Mr Chairman, it is clear that our world in crisis requires prudent, judicious, balanced, wise and discerning leadership based on the following principles.

  1. All people should centre their lives on the dynamic of living for the sake of others.
  2. All people should aspire to live lives based on the highest moral and ethical principles, including honestly, truthfulness, unselfishness and love.
  3. No effort should be spared in working for the reduction and elimination of religious intolerance, bigotry, hatred, prejudice and all forms of discrimination.
  4. The virtues of tolerance, understanding, compassion, dialogue, cooperation and mutual respect should be promoted at all times.
  5. The value of diversity and cultural differences among individuals, groups and Nations should be espousing the search for a better and more peaceful, just and sustainable world.
  6. A global environment in which existing economic, social, cultural and other inequities and injustices are reduced and eliminated should be advocated.

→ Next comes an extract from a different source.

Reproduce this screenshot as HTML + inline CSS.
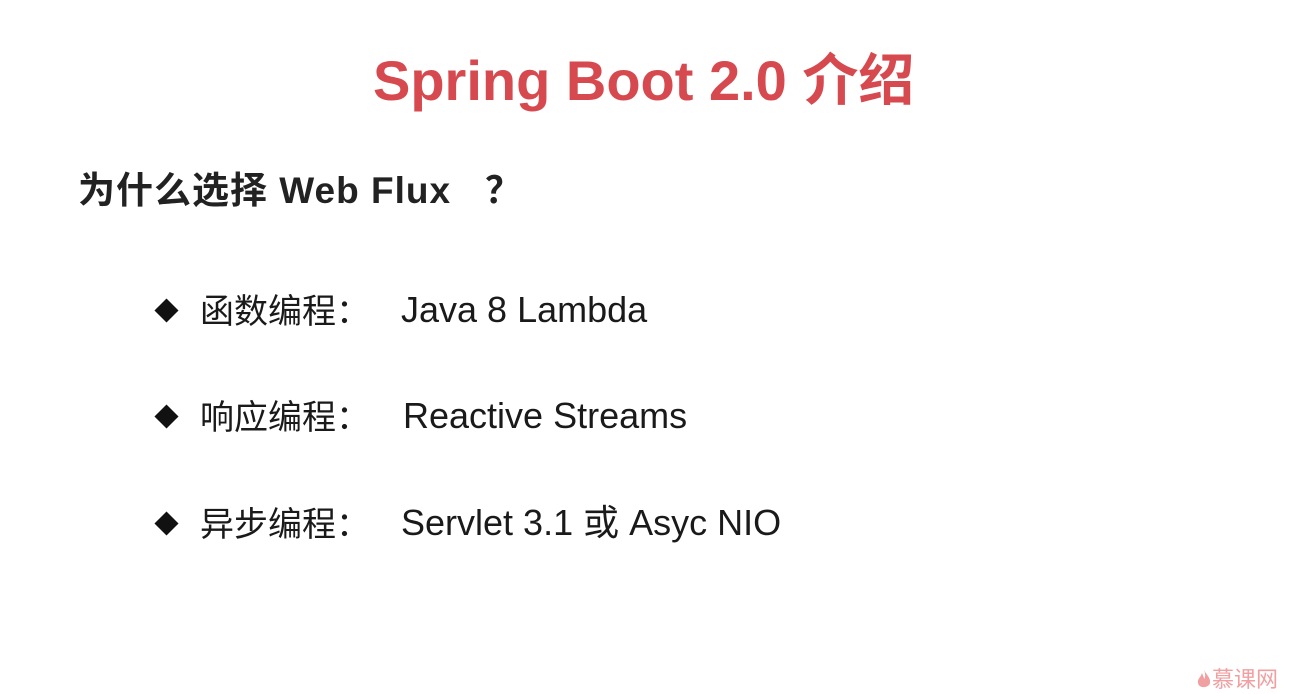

  7. There should be a call for a spiritual, religious, moral and ethical reawakening among the Nations of the world and for the replacement of the current unconscionable greed and self interest by commitment to the common good of all mankind.

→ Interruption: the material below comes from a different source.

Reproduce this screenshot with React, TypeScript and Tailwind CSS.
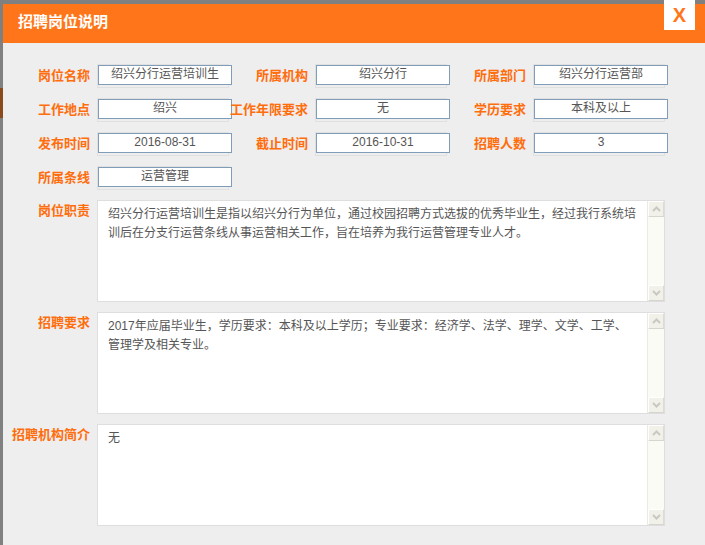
import { ReactNode } from "react";

const rows: [string, string][][] = [
  [
    ["岗位名称", "绍兴分行运营培训生"],
    ["所属机构", "绍兴分行"],
    ["所属部门", "绍兴分行运营部"],
  ],
  [
    ["工作地点", "绍兴"],
    ["工作年限要求", "无"],
    ["学历要求", "本科及以上"],
  ],
  [
    ["发布时间", "2016-08-31"],
    ["截止时间", "2016-10-31"],
    ["招聘人数", "3"],
  ],
  [["所属条线", "运营管理"]],
];

const areas: { label: string; lines: string[] }[] = [
  {
    label: "岗位职责",
    lines: [
      "绍兴分行运营培训生是指以绍兴分行为单位，通过校园招聘方式选拔的优秀毕业生，经过我行系统培",
      "训后在分支行运营条线从事运营相关工作，旨在培养为我行运营管理专业人才。",
    ],
  },
  {
    label: "招聘要求",
    lines: [
      "2017年应届毕业生，学历要求：本科及以上学历；专业要求：经济学、法学、理学、文学、工学、",
      "管理学及相关专业。",
    ],
  },
  { label: "招聘机构简介", lines: ["无"] },
];

function Label({ children, first }: { children: ReactNode; first: boolean }) {
  return (
    <div
      className={`${first ? "w-[87px]" : "w-[79px]"} shrink-0 mr-[7px] text-right text-[13px] leading-[15px] font-bold text-[#ff6d0c] whitespace-nowrap`}
    >
      {children}
    </div>
  );
}

function Field({ value }: { value: string }) {
  return (
    <div className="w-[132px] h-[24px] shrink-0 border border-[#e0e0e0]">
      <div className="w-[134px] h-[20px] pb-[2px] bg-white border border-[#7f9db9] flex items-center justify-center text-[12px] leading-none text-[#555555] whitespace-nowrap">
        {value}
      </div>
    </div>
  );
}

function ScrollBtn({ up }: { up: boolean }) {
  return (
    <div className="w-[16px] h-[16px] bg-[#f1f1ea] border border-t-white border-l-white border-r-[#dcdcd4] border-b-[#d6d6ce] flex items-center justify-center">
      <svg width="9" height="6" viewBox="0 0 9 6">
        <polyline
          points={up ? "1,5 4.5,1.5 8,5" : "1,1 4.5,4.5 8,1"}
          fill="none"
          stroke="#c9c9c1"
          strokeWidth="2"
        />
      </svg>
    </div>
  );
}

export default function App() {
  return (
    <div
      className="w-[705px] h-[545px] bg-[#808080] flex overflow-hidden"
      style={{ fontFamily: '"Liberation Sans", "Noto Sans CJK SC", sans-serif' }}
    >
      <div className="w-[3px] shrink-0 flex flex-col">
        <div className="h-[88px]" />
        <div className="h-[30px] bg-[#8a4a1c]" />
      </div>
      <div className="flex-1 flex flex-col pt-[4px] relative">
        <div className="h-[39px] shrink-0 bg-[#ff761a] flex items-center pl-[15px] pb-[2px]">
          <span className="text-[15px] font-bold text-white">招聘岗位说明</span>
        </div>
        <button className="absolute top-0 right-[10px] w-[31px] h-[30px] bg-white flex items-center justify-center text-[20px] font-bold leading-none text-[#ff761a]">
          X
        </button>

        <div className="flex-1 bg-[#eeeeee] pt-[21px] flex flex-col gap-[10px]">
          {rows.map((row, i) => (
            <div key={i} className="flex items-center h-[24px]">
              {row.map(([label, value], j) => (
                <div key={label} className="flex items-center">
                  <div className="pb-[2px]">
                    <Label first={j === 0}>{label}</Label>
                  </div>
                  <Field value={value} />
                </div>
              ))}
            </div>
          ))}

          {areas.map((a) => (
            <div key={a.label} className="flex items-start">
              <div className="pt-[3px]">
                <Label first>{a.label}</Label>
              </div>
              <div className="w-[568px] h-[102px] shrink-0 bg-white border border-[#dedede] flex">
                <div className="flex-1 pl-[10px] pt-[4px] text-[12px] leading-[19px] text-[#555555]">
                  {a.lines.map((l) => (
                    <div key={l} className="whitespace-nowrap">
                      {l}
                    </div>
                  ))}
                </div>
                <div className="w-[17px] shrink-0 bg-[#fbfbf6] border-l border-[#ebebe4] flex flex-col justify-between">
                  <ScrollBtn up />
                  <ScrollBtn up={false} />
                </div>
              </div>
            </div>
          ))}
        </div>
      </div>
    </div>
  );
}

  8. All endeavours should be utilized to foster a culture of peace imbedded in respect for human rights, justice for all, economic and social development, the elimination of conditions that lead to war and the building of educated, wholesome and drug-free communities.

 

Mr Chairman, here in the Balkans we need to solve the problems of wounded pride and the feeling of no justice, if we are to dry up the water which hate swim. Dialogue and engagement are the only possible way to succeed, however impossible it may seem. Let us therefore move forward, not with instruments of external power, but with the instruments of internal power – i.e. through love, unselfishness and the promotion of a passion for peace.